Florida Governor Opposing Gender Queer
Library associations lie to legislators and the public to cover up school librarians grooming children.  But people are waking up to this.  

For example, the Idaho Library Association lied in defense of continuing to allow school librarians to make graphic pedophilic literature available to school children.  A legislator called out the lies and as a result the Idaho Library Commission lost $3.5M in funding.  People are realizing if you stem the flow of money to groomers, you can indeed act to slow their ability to groom.  

The grooming is so bad that even state governors are acting to stem the harm to children that school librarians trained by American Library Association (ALA) are doing, as illustrated top right.

Lesson learned: research and think carefully about the excuses librarians are using to perpetuate their ability to harm children, then use their words against them to deny them funding for continued grooming.

A report from Idaho provides an illustration of the above: “On Thursday, Rep. Julianne Young (R-Blackfoot) shared an email from the Idaho Libraries Association from March 2.  Young said it contained ‘a number of false and misleading claims about the content and potential effects’ of House Bill 666 – a proposal that would’ve made it a misdemeanor for librarians to lend any material deemed ‘harmful’ to children.” 

Source: “5th Time's a Charm: Idaho Legislature Passes Library Commission Budget,” by James Dawson, Boise State Public Radio News, 26 March 2022.

So, the Idaho Library Association lied and the Idaho legislator called out its “false and misleading claims about the content and potential effects” of an Idaho House bill (Idaho HB 666).  People are waking up, but not the kind of woke ALA wants.  “‘This is conduct that is unprofessional, it is disingenuous, and in my mind, it is unacceptable,’ Young said of the email Thursday.”

And she’s absolutely right.  Other legislators should similarly look at the “conduct that is unprofessional, … disingenuous, and … unacceptable” by their own state library associations and librarians, let alone ALA.

The content for which librarians are acting so unprofessionally?  It’s grooming content so bad Florida Governor DeSantis spoke out specifically against it, displaying images from a book called “Gender Queer: A Memoir” so pedophilic they had to be blacked out in areas and media will not even show them.  The problem is so bad that it’s festered to the point where state governors are now having to act since so many are frozen by the assumption librarians would never harm children.

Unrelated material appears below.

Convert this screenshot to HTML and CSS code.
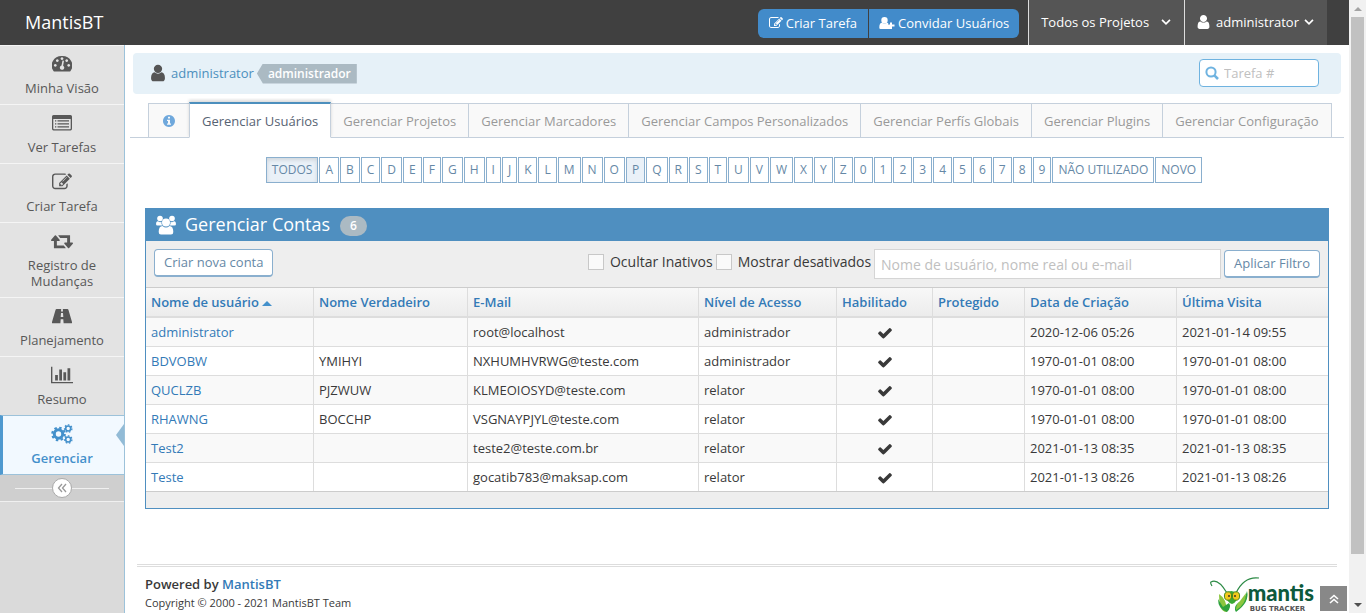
FILE: index.html
```html
<!DOCTYPE html>
<html lang="pt-BR">
<head>
<meta charset="utf-8">
<title>Gerenciar Usuários - MantisBT</title>
<link rel="stylesheet" href="styles.css">
</head>
<body>
<svg class="symbols" aria-hidden="true">
  <symbol id="i-user" viewBox="192 64 1408 1664"><path d="M1536 1399q0 109-62.500 187t-150.500 78h-854q-88 0-150.500-78t-62.500-187q0-85 8.500-160.500t31.500-152 58.500-131 94-89 134.500-34.500q131 128 313 128t313-128q76 0 134.500 34.500t94 89 58.500 131 31.500 152 8.500 160.500zm-256-887q0 159-112.500 271.500t-271.500 112.500-271.500-112.500-112.500-271.500 112.500-271.500 271.500-112.500 271.500 112.500 112.500 271.500z"/></symbol>
  <symbol id="i-edit" viewBox="0 0 1792 1792"><path d="M888 1184l116-116-152-152-116 116v56h96v96h56zm440-720q-16-16-33 1l-350 350q-17 17-1 33t33-1l350-350q17-17 1-33zm80 594v190q0 119-84.500 203.500t-203.500 84.500h-832q-119 0-203.500-84.500t-84.500-203.500v-832q0-119 84.500-203.500t203.500-84.500h832q63 0 117 25 15 7 18 23 3 17-9 29l-49 49q-14 14-32 8-23-6-45-6h-832q-66 0-113 47t-47 113v832q0 66 47 113t113 47h832q66 0 113-47t47-113v-126q0-13 9-22l64-64q15-15 35-7t20 29zm-96-738l288 288-672 672h-288v-288zm444 132l-92 92-288-288 92-92q28-28 68-28t68 28l152 152q28 28 28 68t-28 68z"/></symbol>
  <symbol id="i-check" viewBox="0 0 1792 1792"><path d="M1671 566q0 40-28 68l-724 724-136 136q-28 28-68 28t-68-28l-136-136-362-362q-28-28-28-68t28-68l136-136q28-28 68-28t68 28l294 295 656-657q28-28 68-28t68 28l136 136q28 28 28 68z"/></symbol>
  <symbol id="i-down" viewBox="0 0 10 10"><path d="M1.700 3.200l3.300 3.300L8.300 3.200" fill="none" stroke="currentColor" stroke-width="1.400"/></symbol>
</svg>
<div class="page">
<div class="app">
  <header class="navbar">
    <a class="brand" href="#">MantisBT</a>
    <div class="nav-buttons">
      <a href="#" class="nav-btn"><svg class="ic14"><use href="#i-edit"/></svg>Criar Tarefa</a>
      <a href="#" class="nav-btn"><svg class="ic16" viewBox="0 0 16 14"><path d="M5.500 1a3.200 3.200 0 0 1 0 6.400a3.200 3.200 0 0 1 0-6.400zM3 6.800q2.500 2 5 0q1 0 1.800.8H9v3h2V13H1.500Q.3 13 .3 11.500Q.3 7 3 6.800zM11 6.500h2v2h2.500v2H13V13h-2v-2.500H9v-2h2z"/></svg>Convidar Usuários</a>
    </div>
    <button class="nav-drop projects">Todos os Projetos<svg class="ic12"><use href="#i-down"/></svg></button>
    <button class="nav-drop account"><svg class="ic14 avatar"><use href="#i-user"/></svg>administrator<svg class="ic12"><use href="#i-down"/></svg></button>
  </header>
  <div class="body">
    <nav class="sidebar">
      <a href="#" class="item"><svg class="side-ic" viewBox="0 0 20 20"><path fill-rule="evenodd" d="M10 2a10 9.500 0 0 1 8.500 15q-.4.500-1 .500h-15q-.6 0-1-.500A10 9.500 0 0 1 10 2zM10 3.200a1.400 1.400 0 1 0 .01 0zM5.300 5.200a1.400 1.400 0 1 0 .01 0zM14.700 5.200a1.400 1.400 0 1 0 .01 0zM3.300 10a1.400 1.400 0 1 0 .01 0zM16.700 10a1.400 1.400 0 1 0 .01 0zM10.500 6.500l-1 5a2.200 2.200 0 1 0 1.600.2l.9-5z"/></svg>Minha Visão</a>
      <a href="#" class="item"><svg class="side-ic" viewBox="0 0 20 20"><path fill-rule="evenodd" d="M1.500 2h17Q20 2 20 3.500v12Q20 17.500 18.500 17.500h-17Q0 17.500 0 15.500v-12Q0 2 1.500 2zM1.300 6v9.500q0 .7.7.7h16q.7 0 .7-.7V6zM3 7.200h1.300v1.300H3zM5.500 7.200H17v1.300H5.500zM3 10.200h1.300v1.300H3zM5.500 10.200H17v1.300H5.500zM3 13.200h1.300v1.300H3zM5.500 13.200H17v1.300H5.500z"/></svg>Ver Tarefas</a>
      <a href="#" class="item"><svg class="side-ic"><use href="#i-edit"/></svg>Criar Tarefa</a>
      <a href="#" class="item"><svg class="side-ic wide" viewBox="0 130 1920 1530"><path d="M1280 1504q0 13-9.500 22.500t-22.500 9.500h-960q-8 0-13.500-2t-9-7-5.500-8-3-11.500-1-11.500v-600h-192q-26 0-45-19t-19-45q0-24 15-41l320-384q19-22 49-22t49 22l320 384q15 17 15 41 0 26-19 45t-45 19h-192v384h576q16 0 25 11l160 192q7 10 7 21zm640-416q0 24-15 41l-320 384q-20 23-49 23t-49-23l-320-384q-15-17-15-41 0-26 19-45t45-19h192v-384h-576q-16 0-25-12l-160-192q-7-9-7-20 0-13 9.500-22.500t22.500-9.500h960q8 0 13.500 2t9 7 5.500 8 3 11.500 1 11.500v600h192q26 0 45 19t19 45z"/></svg>Registro de Mudanças</a>
      <a href="#" class="item"><svg class="side-ic" viewBox="0 0 20 20"><path fill-rule="evenodd" d="M4.500 3h4.700L9 5.500h2L10.800 3h4.700q.6 0 .9.700L20 16q.3 1.300-.6 1.300H11.600l-.3-4H8.700l-.3 4H.6Q-.3 17.300 0 16L3.600 3.700Q3.900 3 4.500 3zM9 7l-.3 4h2.600L11 7z"/></svg>Planejamento</a>
      <a href="#" class="item"><svg class="side-ic wide" viewBox="0 0 2048 1792"><path d="M640 896v512h-256v-512h256zm384-512v1024h-256v-1024h256zm1024 1152v128h-2048v-1536h128v1408h1920zm-640-896v768h-256v-768h256zm384-384v1152h-256v-1152h256z"/></svg>Resumo</a>
      <a href="#" class="item active"><svg class="side-ic wide" viewBox="0 0 22 20"><g fill="none" stroke="currentColor"><circle cx="7.500" cy="10" r="4.200" stroke-width="3"/><circle cx="7.500" cy="10" r="6.300" stroke-width="2" stroke-dasharray="2.470 2.470"/><circle cx="17.200" cy="4.500" r="2.500" stroke-width="1.600"/><circle cx="17.200" cy="4.500" r="3.700" stroke-width="1.300" stroke-dasharray="1.660 1.660"/><circle cx="17.200" cy="15.500" r="2.500" stroke-width="1.600"/><circle cx="17.200" cy="15.500" r="3.700" stroke-width="1.300" stroke-dasharray="1.660 1.660"/></g></svg>Gerenciar</a>
      <div class="collapse"><button class="collapse-btn" aria-label="Recolher menu"><svg class="ic12" viewBox="0 0 12 12"><path d="M6 2L2.500 6L6 10M10 2L6.500 6L10 10" fill="none" stroke="currentColor" stroke-width="1.300"/></svg></button></div>
    </nav>
    <main class="main">
      <div class="crumbs">
        <svg class="crumb-user"><use href="#i-user"/></svg>
        <a href="#">administrator</a><span class="role">administrador</span>
        <label class="search"><svg class="ic14" viewBox="0 0 14 14"><path d="M9.600 9.600L13 13" stroke="currentColor" stroke-width="2.600"/><circle cx="6" cy="6" r="4.600" fill="none" stroke="currentColor" stroke-width="2"/></svg><input type="text" placeholder="Tarefa #" aria-label="Tarefa #"></label>
      </div>
      <ul class="tabs">
        <li><a href="#" class="info" aria-label="Informações"><svg class="ic12" viewBox="0 0 12 12"><path fill-rule="evenodd" d="M6 0a6 6 0 1 1-.01 0zM5 1.800v1.800h2V1.800zM4 4.700v1.200h1v2.600H4v1.300h4V8.500H7V4.700z"/></svg></a></li>
        <li class="current"><a href="#">Gerenciar Usuários</a></li>
        <li><a href="#">Gerenciar Projetos</a></li>
        <li><a href="#">Gerenciar Marcadores</a></li>
        <li><a href="#">Gerenciar Campos Personalizados</a></li>
        <li><a href="#">Gerenciar Perfís Globais</a></li>
        <li><a href="#">Gerenciar Plugins</a></li>
        <li><a href="#">Gerenciar Configuração</a></li>
      </ul>
      <div class="letters">
        <a href="#" class="on">TODOS</a><a href="#">A</a><a href="#">B</a><a href="#">C</a><a href="#">D</a><a href="#">E</a><a href="#">F</a><a href="#">G</a><a href="#">H</a><a href="#">I</a><a href="#">J</a><a href="#">K</a><a href="#">L</a><a href="#">M</a><a href="#">N</a><a href="#">O</a><a href="#" class="hover">P</a><a href="#">Q</a><a href="#">R</a><a href="#">S</a><a href="#">T</a><a href="#">U</a><a href="#">V</a><a href="#">W</a><a href="#">X</a><a href="#">Y</a><a href="#">Z</a><a href="#">0</a><a href="#">1</a><a href="#">2</a><a href="#">3</a><a href="#">4</a><a href="#">5</a><a href="#">6</a><a href="#">7</a><a href="#">8</a><a href="#">9</a><a href="#">NÃO UTILIZADO</a><a href="#">NOVO</a>
      </div>
      <section class="widget">
        <h4 class="widget-head"><svg class="users" viewBox="0 0 20 20"><circle cx="4" cy="3.500" r="2.800"/><circle cx="16" cy="3.500" r="2.800"/><path d="M2 6.300Q4 7.700 5.500 6.800Q5 9 6.500 10.500H1.500Q0 10.500 0 9Q0 6 2 6.300zM18 6.300Q16 7.700 14.500 6.800Q15 9 13.500 10.500h5Q20 10.500 20 9Q20 6 18 6.300z"/><circle cx="10" cy="7.500" r="4"/><path d="M6.500 11Q10 14 13.500 11Q17.300 11 17.300 17Q17.300 19.500 15 19.500H5Q2.700 19.500 2.700 17Q2.700 11 6.500 11z"/></svg><span class="title">Gerenciar Contas</span><span class="badge">6</span></h4>
        <form class="toolbar">
          <button type="button" class="btn create">Criar nova conta</button>
          <label class="check"><input type="checkbox">Ocultar Inativos</label>
          <label class="check"><input type="checkbox">Mostrar desativados</label>
          <input class="filter" type="text" placeholder="Nome de usuário, nome real ou e-mail" aria-label="Nome de usuário, nome real ou e-mail">
          <button type="button" class="btn">Aplicar Filtro</button>
        </form>
        <table>
          <colgroup><col class="c-user"><col class="c-name"><col class="c-mail"><col class="c-level"><col class="c-on"><col class="c-lock"><col class="c-date"><col></colgroup>
          <thead><tr><th><a href="#">Nome de usuário</a> <svg class="sort" viewBox="0 0 10 5"><path d="M0 5L5 0L10 5z"/></svg></th><th><a href="#">Nome Verdadeiro</a></th><th><a href="#">E-Mail</a></th><th><a href="#">Nível de Acesso</a></th><th><a href="#">Habilitado</a></th><th><a href="#">Protegido</a></th><th><a href="#">Data de Criação</a></th><th><a href="#">Última Visita</a></th></tr></thead>
          <tbody>
            <tr><td><a href="#">administrator</a></td><td></td><td>root@localhost</td><td>administrador</td><td class="tick"><svg><use href="#i-check"/></svg></td><td></td><td>2020-12-06 05:26</td><td>2021-01-14 09:55</td></tr>
            <tr><td><a href="#">BDVOBW</a></td><td>YMIHYI</td><td>NXHUMHVRWG@teste.com</td><td>administrador</td><td class="tick"><svg><use href="#i-check"/></svg></td><td></td><td>1970-01-01 08:00</td><td>1970-01-01 08:00</td></tr>
            <tr><td><a href="#">QUCLZB</a></td><td>PJZWUW</td><td>KLMEOIOSYD@teste.com</td><td>relator</td><td class="tick"><svg><use href="#i-check"/></svg></td><td></td><td>1970-01-01 08:00</td><td>1970-01-01 08:00</td></tr>
            <tr><td><a href="#">RHAWNG</a></td><td>BOCCHP</td><td>VSGNAYPJYL@teste.com</td><td>relator</td><td class="tick"><svg><use href="#i-check"/></svg></td><td></td><td>1970-01-01 08:00</td><td>1970-01-01 08:00</td></tr>
            <tr><td><a href="#">Test2</a></td><td></td><td>teste2@teste.com.br</td><td>relator</td><td class="tick"><svg><use href="#i-check"/></svg></td><td></td><td>2021-01-13 08:35</td><td>2021-01-13 08:35</td></tr>
            <tr><td><a href="#">Teste</a></td><td></td><td>gocatib783@maksap.com</td><td>relator</td><td class="tick"><svg><use href="#i-check"/></svg></td><td></td><td>2021-01-13 08:26</td><td>2021-01-13 08:26</td></tr>
          </tbody>
        </table>
        <div class="widget-foot"></div>
      </section>
      <footer class="footer">
        <div class="credits">
          <strong>Powered by <a href="#">MantisBT</a></strong>
          <small>Copyright © 2000 - 2021 MantisBT Team</small>
        </div>
        <a href="#" class="logo">
          <svg class="mantis" viewBox="0 0 50 38"><path d="M17 17Q8 2 1 6Q0 7 2 10M26 17Q34 0 49 2" fill="none" stroke="#2c8a45" stroke-width="1.200"/><path d="M9 18Q17 23 17 36Q12 36 10 30Q9 24 9 18z" fill="#8cc63f"/><path d="M8 23Q8 33 17 36Q22 31 19 27L13 31z" fill="#2fa33e"/><path d="M37 15Q40 26 26 36Q23 31 28 27Q35 24 37 15z" fill="#2fa33e"/><path d="M36 17Q36 29 26 34Q26 28 30 25z" fill="#8cc63f"/><path d="M15 18Q21 12 28 18Q27 27 22 28Q17 27 15 18z" fill="#39a935"/><ellipse cx="18" cy="20" rx="3.600" ry="4.200" fill="#f2c81d" stroke="#448a20"/><ellipse cx="26" cy="20" rx="3.600" ry="4.200" fill="#f2c81d" stroke="#448a20"/><circle cx="19" cy="20" r="1" fill="#432"/><circle cx="25" cy="20" r="1" fill="#432"/></svg>
          <span class="logo-words"><span class="logo-name">mantis</span><span class="logo-sub">BUG TRACKER</span></span>
        </a>
      </footer>
    </main>
  </div>
  <a href="#" class="to-top" aria-label="Voltar ao topo"><svg class="ic12" viewBox="0 0 12 12"><path d="M2 6L6 2.500L10 6M2 10L6 6.500L10 10" fill="none" stroke="currentColor" stroke-width="1.600"/></svg></a>
</div>
<div class="scrollbar" aria-hidden="true"><span class="arrow up"></span><span class="thumb"></span><span class="arrow down"></span></div>
</div>
</body>
</html>
```
FILE: styles.css
```css
* { box-sizing: border-box; }
body { margin: 0; font: 13px/18px "Open Sans", "Noto Sans", sans-serif; color: #393939; background: #fff; }
a { color: #337ab7; text-decoration: none; }
button, input { font: inherit; }
svg { fill: currentColor; flex: none; }
.symbols { display: none; }
.ic12 { width: 12px; height: 12px; }
.ic14 { width: 14px; height: 14px; }
.ic16 { width: 16px; height: 14px; }

.page { display: flex; height: 100vh; overflow: hidden; }
.app { flex: 1; min-width: 0; display: flex; flex-direction: column; position: relative; }

/* Top bar */
.navbar { display: flex; align-items: stretch; height: 45px; flex: none; padding-right: 22px; background: #404040; }
.brand { margin-right: auto; padding-left: 25px; font-size: 18px; line-height: 45px; color: #fff; }
.nav-buttons { display: flex; gap: 1px; align-self: center; height: 29px; margin: 2px 9px 0 0; }
.nav-btn { display: flex; align-items: center; gap: 3px; padding: 0 10px 2px; background: #428bca; color: #fff; }
.nav-btn:first-child { padding: 0 11px 2px; border-radius: 6px 0 0 6px; }
.nav-btn:last-child { border-radius: 0 6px 6px 0; }
.nav-drop { display: flex; align-items: center; padding: 0 12px 2px; border: 0; border-left: 1px solid #ddd; background: #555; color: #fff; }
.projects { gap: 11px; }
.account { gap: 4px; }
.account .avatar { width: 13px; height: 16px; margin-right: 2px; }

/* Side menu */
.body { display: flex; flex: 1; min-height: 0; }
.sidebar { flex: none; width: 125px; background: #dadada; border-right: 1px solid #9cc2da; }
.item { display: flex; flex-direction: column; align-items: center; gap: 6px; padding: 8px 20px 8px; border-top: 1px solid #f5f5f5; background: #e3e3e3; color: #585858; text-align: center; line-height: 16px; }
.side-ic { width: 20px; height: 20px; }
.side-ic.wide { width: 22px; height: 20px; }
.item.active { position: relative; padding-left: 17px; border-top-color: #9cc2da; border-left: 3px solid #4f99cf; border-bottom: 1px solid #9cc2da; background: #f2f9ff; color: #4390cb; font-weight: 600; }
.item.active::after { content: ""; position: absolute; right: 0; top: 8px; border: 11px solid transparent; border-left-width: 0; border-right: 8px solid #92bbd6; }
.collapse { display: flex; align-items: center; justify-content: center; height: 27px; background: linear-gradient(#f0f0f0, #f0f0f0) center / 94px 1px no-repeat #cfcfcf; border-bottom: 1px solid #f0f0f0; }
.collapse-btn { display: grid; place-items: center; width: 20px; height: 20px; padding: 0; border: 1px solid #aaa; border-radius: 50%; background: #fff; color: #999; }

/* Content */
.main { flex: 1; min-width: 0; display: flex; flex-direction: column; padding: 8px 8px 0; }
.crumbs { display: flex; align-items: center; height: 41px; flex: none; padding: 0 22px 2px 16px; border-radius: 4px; background: #e6f1f8; }
.crumb-user { width: 18px; height: 18px; margin-right: 4px; color: #555; }
.crumbs a { color: #4c8fbd; }
.role { margin: 2px 0 0 3px; padding: 0 6px 0 11px; background: #abbac3; color: #fff; font-size: 12px; line-height: 20px; font-weight: 600; clip-path: polygon(0 50%, 6px 0, 100% 0, 100% 100%, 6px 100%); }
.search { display: flex; align-items: center; gap: 5px; width: 120px; height: 28px; margin-left: auto; padding-left: 5px; border: 1px solid #6fb3e0; border-radius: 4px; background: #fff; color: #6fb3e0; }
.search input { flex: 1; min-width: 0; padding: 0; border: 0; background: none; outline: 0; }
::placeholder { color: #c0c0c0; opacity: 1; }

.tabs { display: flex; margin: 8px -3px 0; padding: 0 12px 0 18px; list-style: none; border-bottom: 1px solid #c5d0dc; }
.tabs li { display: flex; flex: none; margin: 0 -1px -1px 0; }
.tabs a { margin-top: 1px; padding: 8px 12px 7px; border: 1px solid #c5d0dc; background: #f9f9f9; color: #999; white-space: nowrap; }
.tabs .info { display: flex; align-items: center; padding: 0 14px; color: #6fa8dc; }
.tabs .current { position: relative; }
.tabs .current a { margin-top: 0; border-top: 2px solid #4c8fbd; border-bottom-color: #fff; background: #fff; color: #576373; box-shadow: 0 -2px 3px rgba(0, 0, 0, .15); clip-path: inset(-4px -3px 0); }

.letters { display: flex; justify-content: center; gap: 1px; margin: 19px 6px 0 0; font-size: 12px; }
.letters a { padding: 3px 5px; border: 1px solid #8aafce; color: #6688a6; background: #fff; }
.letters .on, .letters .hover { background: #eaf1f8; }
.letters .on { box-shadow: inset 0 2px 4px rgba(0, 0, 0, .12); }

.widget { margin: 25px 12px 0; border: 1px solid #4f8fc0; border-top: 0; }
.widget-head { display: flex; align-items: center; height: 33px; margin: 0 -1px; padding-left: 11px; background: #4f8fc0; color: #fff; font-size: 18px; font-weight: 400; }
.title { padding-bottom: 2px; }
.users { width: 20px; height: 20px; margin-right: 9px; }
.badge { margin: 2px 0 0 10px; padding: 0 10px; border-radius: 10px; background: #abbac3; font-size: 12px; line-height: 20px; font-weight: 600; }
.toolbar { display: flex; align-items: center; gap: 3px; height: 46px; padding: 0 8px; background: #eee; }
.btn { height: 28px; padding: 0 9px 2px; border: 1px solid #8aafce; border-bottom-width: 2px; border-radius: 4px; background: #fff; color: #6688a6; white-space: nowrap; }
.create { margin: 0 auto 2px 0; }
.check { display: flex; align-items: center; gap: 6px; padding-bottom: 4px; font-size: 14px; white-space: nowrap; }
.check input { appearance: none; width: 16px; height: 16px; margin: 0; border: 1px solid #c8c8c8; background: #fafafa; }
.filter { width: 347px; height: 30px; padding: 0 6px; border: 1px solid #d5d5d5; background: #fff; font-size: 14px; }

table { width: 100%; table-layout: fixed; border-collapse: separate; border-spacing: 0; border-top: 1px solid #ccc; border-bottom: 1px solid #ccc; }
.c-user { width: 168px; }
.c-name { width: 154px; }
.c-mail { width: 231px; }
.c-level { width: 138px; }
.c-on { width: 96px; }
.c-lock { width: 92px; }
.c-date { width: 152px; }
th, td { padding: 5px; border-right: 1px solid #ddd; text-align: left; }
th { height: 30px; border-bottom: 2px solid #ddd; background: linear-gradient(#f8f8f8, #ececec); font-weight: 600; }
td { height: 29px; border-bottom: 1px solid #ddd; }
th:last-child, td:last-child { border-right: 0; }
tbody tr:last-child td { height: 28px; border-bottom: 0; }
tbody tr:nth-child(odd) { background: #f9f9f9; }
.sort { width: 10px; height: 5px; margin-bottom: 1px; color: #4390cb; }
.tick { padding: 2px 0 0; text-align: center; }
.tick svg { display: block; width: 16px; height: 16px; margin: 0 auto; }
.widget-foot { height: 16px; background: #eee; }

/* Footer */
.footer { display: flex; justify-content: space-between; margin: 55px 4px 0; padding: 8px 23px 0 8px; border-top: 3px double #ddd; }
.credits { display: flex; flex-direction: column; }
.credits strong { font-weight: 600; }
.credits small { font-size: 11px; line-height: 20px; }
.logo { display: flex; margin-top: 1px; color: #0d5a3c; }
.mantis { width: 50px; height: 38px; margin-right: -12px; }
.logo-words { display: flex; flex-direction: column; gap: 1px; padding-top: 6px; }
.logo-name { font: 900 22px/22px Lato, sans-serif; }
.logo-sub { padding-left: 2px; font: 700 7px/8px "DejaVu Sans", sans-serif; color: #555; }
.to-top { position: absolute; right: 2px; bottom: 2px; display: grid; place-items: center; width: 27px; height: 25px; background: #888; color: #fff; }

/* Scroll track */
.scrollbar { flex: none; display: flex; flex-direction: column; align-items: center; width: 17px; background: #f1f1f1; }
.arrow { height: 17px; display: grid; place-items: center; }
.arrow::before { content: ""; border: 4px solid transparent; }
.up::before { border-top: 0; border-bottom-color: #a3a3a3; }
.down::before { border-bottom: 0; border-top-color: #505050; }
.thumb { width: 13px; flex: 1; margin-bottom: 42px; background: #c1c1c1; }
```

These are books school librarians are giving to America’s children.  ALA gives them awards (Stonewall Book Award, 2020, Gender Queer) precisely to help librarians spread them further.  They are award winning!  They are protected by ALA’s so-called “Library Bill of Rights” that prevents librarians from making “age” distinctions!  It’s the First Amendment!  “FReadom”!  “We believe that school libraries do not have obscene or pornographic materials and using these terms to describe books, singular words, or small portions of a book is a tactic to undermine the value of books, public education and educators, particularly school libraries and school librarians.”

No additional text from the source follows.